Endurance

Monday of the Thirty-third Week in Ordinary Time
November 20, 2023

Today’s Readings:

https://bible.usccb.org/bible/readings/112023.cfm


Today, in God’s Lavish Mercy, we enter the liturgical year’s final two weeks. Our companions from the Hebrew Scriptures will be the Maccabees and Daniel. Our New Testament companion will continue to be the eloquent Luke.


The singular virtue proclaimed through the Books of Maccabees and Daniel is this: FAITHFUL ENDURANCE. As we approach the “end times” of our Liturgical Year, the Church is reminding us to pursue and value this virtue in our own lives.

Anthiochos – Michel Francois DandrE Bardon
(Anthiochos IV Epiphanes Orders the Massacre of the Maccabees)

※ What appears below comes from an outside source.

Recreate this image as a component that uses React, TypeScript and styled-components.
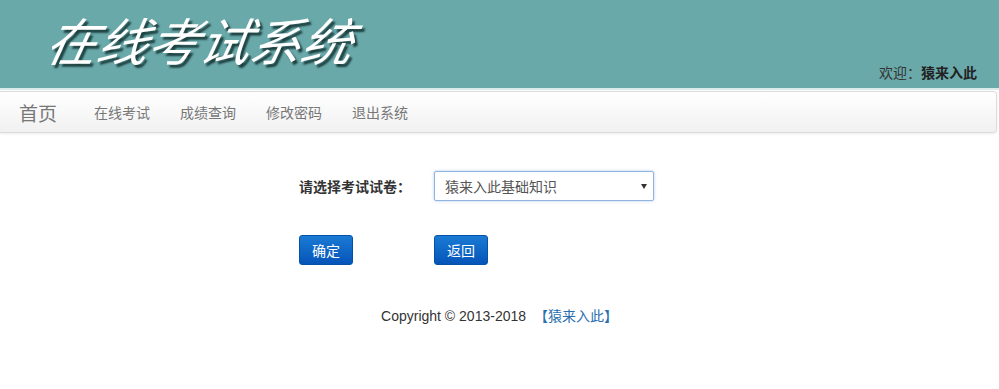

In today’s passage from Maccabees, we read about King Antiochus Epiphanes’s sacrilegious enculturation of the Israelites in an attempt to gain civil appeasement and material prosperity. Antiochus was a mean and bad guy. Likely because he felt his power threatened by them, he tried – in the vilest of ways – to suppress the Jews and their religious culture. The Book of Maccabees is the story of Jews who stood up to the suppression.


In our Gospel, Jesus meets a blind person who pleads with him, “Lord, please let me see!”. Jesus restores the person’s vision with the assurance that faith has wrought the miracle. In other words, the blind person already “saw” in a deeper way because of faith. That faith offered the insight to engage Jesus’s Divine Power for complete healing.


Because of their profound faith, the Maccabees could see through the king’s faithless campaign. They could endure ruthless persecution to remain faithful to the God they believed in.

Few of us will meet the kind of physical persecution for the faith endured by the Maccabees. But throughout our lives, our fidelity will be ruthlessly tested by our culture. We will continually be tempted to compromise our faithful practice for the sake of convenience, appeasement, material prosperity, or advantage over others.


And so often we are blind to these enculturations. We become insensitive or indifferent to the injustices and fallacies of our culture and how they might be affecting our attitudes, choices, and behavior.

As we journey with the Maccabees, Daniel, and Luke over these two weeks, let’s pray for clear vision and courageous action around the profound sacrileges of our times: war, violence, irreverence for life, exaltation of gun culture, economic domination, immigration injustice, and the many systemic “isms” by which we marginalize our sisters and brothers.


Prayer: Our Responsorial Psalm today offers a powerful plea to be delivered from the culture of death so predominant in our world:

R. Give me life, O Lord, and I will do your commands.
Indignation seizes me because of the wicked
who forsake your law.
R. Give me life, O Lord, and I will do your commands.
Though the snares of the wicked are twined about me,
your law I have not forgotten.
R. Give me life, O Lord, and I will do your commands.
Redeem me from the oppression about me,
that I may keep your precepts.
R. Give me life, O Lord, and I will do your commands.
I am attacked by malicious persecutors
who are far from your law.
R. Give me life, O Lord, and I will do your commands.
Far from sinners is salvation,
because they seek not your statutes.
R. Give me life, O Lord, and I will do your commands.
I beheld the apostates with loathing,
because they kept not to your promise.
R. Give me life, O Lord, and I will do your commands.